Energy efficient clustering for WSN-based structural health monitoring

Abstract

In recent years, research on using wireless sensor networks (WSNs) for structural health monitoring (SHM) has attracted increasing attention. Unlike other monitoring applications, detection of possible structure damage requires significant amount of domain knowledge that computer science researchers are usually unfamiliar with. As a result, most previous work in WSN-based SHM was done by researchers in civil engineering. However, civil researchers often tend to solve practical engineering problems but rarely consider designing a system in an optimal way, particularly when the limited wireless bandwidth and restricted resources of WSNs need to be addressed. Through the collaboration with civil researchers, we demonstrate that optimization design can significantly help improve the performance of a WSN-based SHM system. We consider a fundamental problem in SHM: modal analysis, which is used to obtain the dynamic structural vibration characteristics.

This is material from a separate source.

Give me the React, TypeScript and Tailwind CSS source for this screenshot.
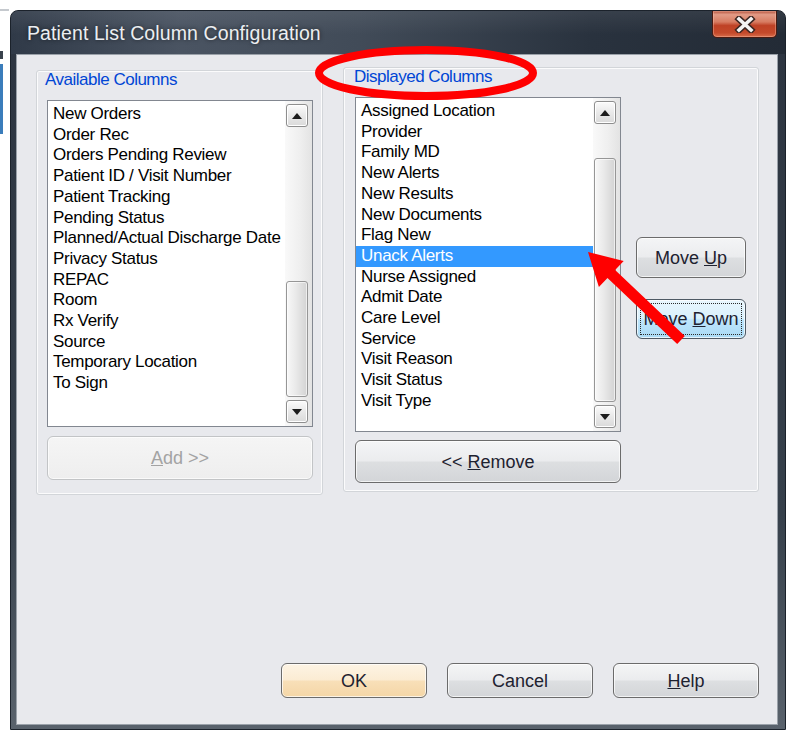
import type { ReactNode } from "react"

const availableColumns = [
  "New Orders",
  "Order Rec",
  "Orders Pending Review",
  "Patient ID / Visit Number",
  "Patient Tracking",
  "Pending Status",
  "Planned/Actual Discharge Date",
  "Privacy Status",
  "REPAC",
  "Room",
  "Rx Verify",
  "Source",
  "Temporary Location",
  "To Sign",
]

const displayedColumns = [
  "Assigned Location",
  "Provider",
  "Family MD",
  "New Alerts",
  "New Results",
  "New Documents",
  "Flag New",
  "Unack Alerts",
  "Nurse Assigned",
  "Admit Date",
  "Care Level",
  "Service",
  "Visit Reason",
  "Visit Status",
  "Visit Type",
]

type ButtonVariant = "normal" | "default" | "focused" | "disabled"

const buttonStyles: Record<ButtonVariant, string> = {
  normal:
    "border-[#6b6b6b] text-[#1e2230] bg-[linear-gradient(to_bottom,#f4f5f6_0%,#ebecee_48%,#dddfe1_52%,#d3d5d8_100%)]",
  default:
    "border-[#6b6b6b] text-[#1e2230] bg-[linear-gradient(to_bottom,#fdf4e4_0%,#fbecd3_48%,#f8dfb8_52%,#f4d6a6_100%)]",
  focused:
    "border-[#4e5964] text-[#1e2230] bg-[linear-gradient(to_bottom,#e8f6fd_0%,#d9f0fc_48%,#bee6fd_52%,#a9daf5_100%)]",
  disabled: "border-[#c2c4c6] text-[#a3a3a3] bg-[linear-gradient(to_bottom,#f5f5f5,#eeeeee)]",
}

function Button({
  children,
  variant = "normal",
  className = "",
}: {
  children: ReactNode
  variant?: ButtonVariant
  className?: string
}) {
  return (
    <div
      className={`flex shrink-0 rounded-[6px] border shadow-[inset_0_0_0_1px_rgba(255,255,255,0.7)] text-[18px] leading-none ${buttonStyles[variant]} ${className}`}
    >
      {variant === "focused" ? (
        <div className="m-[3px] flex flex-1 items-center justify-center overflow-hidden whitespace-nowrap border border-dotted border-[#2b2b2b]">
          {children}
        </div>
      ) : (
        <div className="flex flex-1 items-center justify-center whitespace-nowrap">{children}</div>
      )}
    </div>
  )
}

function ScrollArrow({ dir }: { dir: "up" | "down" }) {
  return (
    <div className="flex h-[23px] w-[22px] shrink-0 items-center justify-center rounded-[3px] border border-[#8e8e8e] bg-[linear-gradient(to_bottom,#fbfbfb,#e9e9e9_50%,#dadada)] shadow-[inset_0_0_0_1px_#ffffff]">
      <svg width="10" height="6" viewBox="0 0 10 6">
        <path d={dir === "up" ? "M0 6L5 0L10 6Z" : "M0 0L5 6L10 0Z"} fill="#1c1c1c" />
      </svg>
    </div>
  )
}

function ScrollBar({ thumb }: { thumb: string }) {
  return (
    <div className="flex w-[27px] shrink-0 flex-col pl-[1px] pt-[3px] pb-[3px] bg-[linear-gradient(to_right,#f9f9f9,#efefef_55%,#e3e3e3)]">
      <ScrollArrow dir="up" />
      <div
        className={`w-[22px] rounded-[3px] border border-[#969696] bg-[linear-gradient(to_right,#f8f8f8,#e9e9e9_45%,#d3d3d3)] shadow-[inset_0_0_0_1px_rgba(255,255,255,0.6)] ${thumb}`}
      />
      <div className="flex-1" />
      <ScrollArrow dir="down" />
    </div>
  )
}

function ListBox({
  items,
  selected,
  thumb,
  className,
}: {
  items: string[]
  selected?: string
  thumb: string
  className: string
}) {
  return (
    <div className={`flex border border-[#828790] bg-white ${className}`}>
      <div className="flex-1 pt-[3px] text-[17px] leading-[20.7px] tracking-[-0.3px] text-black">
        {items.map((item) => (
          <div
            key={item}
            className={item === selected ? "bg-[#3399ff] pl-[5px] text-white" : "pl-[5px]"}
          >
            {item}
          </div>
        ))}
      </div>
      <ScrollBar thumb={thumb} />
    </div>
  )
}

function GroupLabel({ children, className }: { children: ReactNode; className: string }) {
  return (
    <div className={`h-[18px] text-[17px] leading-[18px] tracking-[-0.5px] text-[#0046d5] ${className}`}>
      {children}
    </div>
  )
}

function CloseButton() {
  return (
    <div className="mr-[8px] flex h-[27px] w-[65px] items-center justify-center rounded-b-[5px] border border-t-0 border-[#4a1a10] shadow-[inset_0_0_0_1px_rgba(255,210,190,0.35)] bg-[linear-gradient(to_bottom,#b4513c_0%,#e19b86_14%,#d77c62_42%,#bf4226_56%,#c44a2b_84%,#d86c4a_100%)]">
      <svg width="22" height="17" viewBox="0 0 22 17">
        <path d="M5 3L17 14M17 3L5 14" stroke="#3b2622" strokeWidth="6.5" strokeLinecap="square" />
        <path d="M5 3L17 14M17 3L5 14" stroke="#f4f4f4" strokeWidth="3.6" strokeLinecap="square" />
      </svg>
    </div>
  )
}

export default function App() {
  return (
    <div className="relative flex h-[730px] w-[786px] overflow-hidden bg-white font-['Liberation_Sans',Arial,sans-serif]">
      {/* edge of the app window sitting behind the dialog */}
      <div className="flex w-[10px] shrink-0 flex-col">
        <div className="mt-[9px] h-[2px] w-[9px] bg-[#c5c9ce]" />
        <div className="mt-[40px] h-[8px] w-[3px] bg-[#39424d]" />
        <div className="mt-[5px] h-[70px] w-[3px] bg-[#3b7dbb]" />
      </div>

      <div className="mt-[10px] flex h-[720px] w-[776px] flex-col rounded-t-[8px] border border-[#1b222b] bg-[linear-gradient(to_bottom,#2c3440,#36404b_70%,#59626c)]">
        {/* title bar */}
        <div className="flex h-[43px] shrink-0 items-start justify-between rounded-t-[7px] bg-[linear-gradient(to_bottom,rgba(255,255,255,0.07),rgba(255,255,255,0)_55%),linear-gradient(to_right,#303a48_0%,#4a5462_22%,#414b58_45%,#29323e_75%,#232b36_100%)]">
          <div className="pl-[16px] pt-[10px] text-[19.5px] leading-[24px] tracking-[0.1px] text-[#eceef1] [text-shadow:0_0_4px_rgba(0,0,0,0.6)]">
            Patient List Column Configuration
          </div>
          <CloseButton />
        </div>

        {/* client area */}
        <div className="flex flex-1 pl-[5px] pr-[7px] pb-[4px]">
          <div className="flex flex-1 flex-col border border-[#9aa1a9] bg-[#e8e9ed]">
            <div className="flex items-start gap-[20px] pl-[19px]">
              {/* Available Columns */}
              <div className="mt-[15px] flex h-[425px] w-[287px] flex-col rounded-[3px] border border-[#d2d5d9] shadow-[inset_0_0_0_1px_rgba(255,255,255,0.8)]">
                <GroupLabel className="ml-[8px]">Available Columns</GroupLabel>
                <ListBox
                  items={availableColumns}
                  thumb="mt-[154px] h-[116px]"
                  className="ml-[10px] mt-[11px] h-[327px] w-[266px]"
                />
                <Button variant="disabled" className="ml-[10px] mt-[9px] h-[44px] w-[266px]">
                  <span>
                    <u>A</u>dd &gt;&gt;
                  </span>
                </Button>
              </div>

              {/* Displayed Columns */}
              <div className="mt-[12px] flex h-[425px] w-[416px] flex-col rounded-[3px] border border-[#d2d5d9] shadow-[inset_0_0_0_1px_rgba(255,255,255,0.8)]">
                <GroupLabel className="ml-[10px]">Displayed Columns</GroupLabel>
                <div className="ml-[11px] mt-[11px] flex gap-[15px]">
                  <div className="flex flex-col">
                    <ListBox
                      items={displayedColumns}
                      selected="Unack Alerts"
                      thumb="mt-[34px] h-[244px]"
                      className="h-[335px] w-[266px]"
                    />
                    <Button className="mt-[8px] h-[43px] w-[266px]">
                      <span>
                        &lt;&lt; <u>R</u>emove
                      </span>
                    </Button>
                  </div>
                  <div className="flex flex-col gap-[21px] pt-[140px]">
                    <Button className="h-[41px] w-[110px]">
                      <span>
                        Move <u>U</u>p
                      </span>
                    </Button>
                    <Button variant="focused" className="h-[40px] w-[110px]">
                      <span>
                        Move <u>D</u>own
                      </span>
                    </Button>
                  </div>
                </div>
              </div>
            </div>

            <div className="flex-1" />

            <div className="flex justify-end gap-[20px] pr-[18px] pb-[26px]">
              <Button variant="default" className="h-[35px] w-[146px]">
                OK
              </Button>
              <Button className="h-[35px] w-[146px]">Cancel</Button>
              <Button className="h-[35px] w-[146px]">
                <span>
                  <u>H</u>elp
                </span>
              </Button>
            </div>
          </div>
        </div>
      </div>

      {/* red markup drawn over the dialog */}
      <svg className="pointer-events-none absolute left-0 top-0" width="786" height="730" viewBox="0 0 786 730">
        <ellipse cx="426" cy="73" rx="107" ry="23" fill="none" stroke="#ff0000" strokeWidth="8" />
        <polygon
          points="588,252 623.7,260.9 615.1,270 684.8,336 677.2,344 607.5,278 598.9,287.1"
          fill="#ff0000"
        />
      </svg>
    </div>
  )
}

Cluster-based modal analysis approach is adopted. In each cluster, the vibration characteristics are identified and then are assembled together. Different from other applications, clustering in this approach should meet some extra requirements of modal analysis. Moreover, cluster size should be optimized to minimize the total energy consumption. This clustering problem is formally formulated and proven to be NP complete. Two centralized and one distributed algorithms are proposed to solve the problem. The effectiveness and efficiency of the proposed cluster-based modal analysis along with the clustering algorithms are evaluated using both simulation and experiments.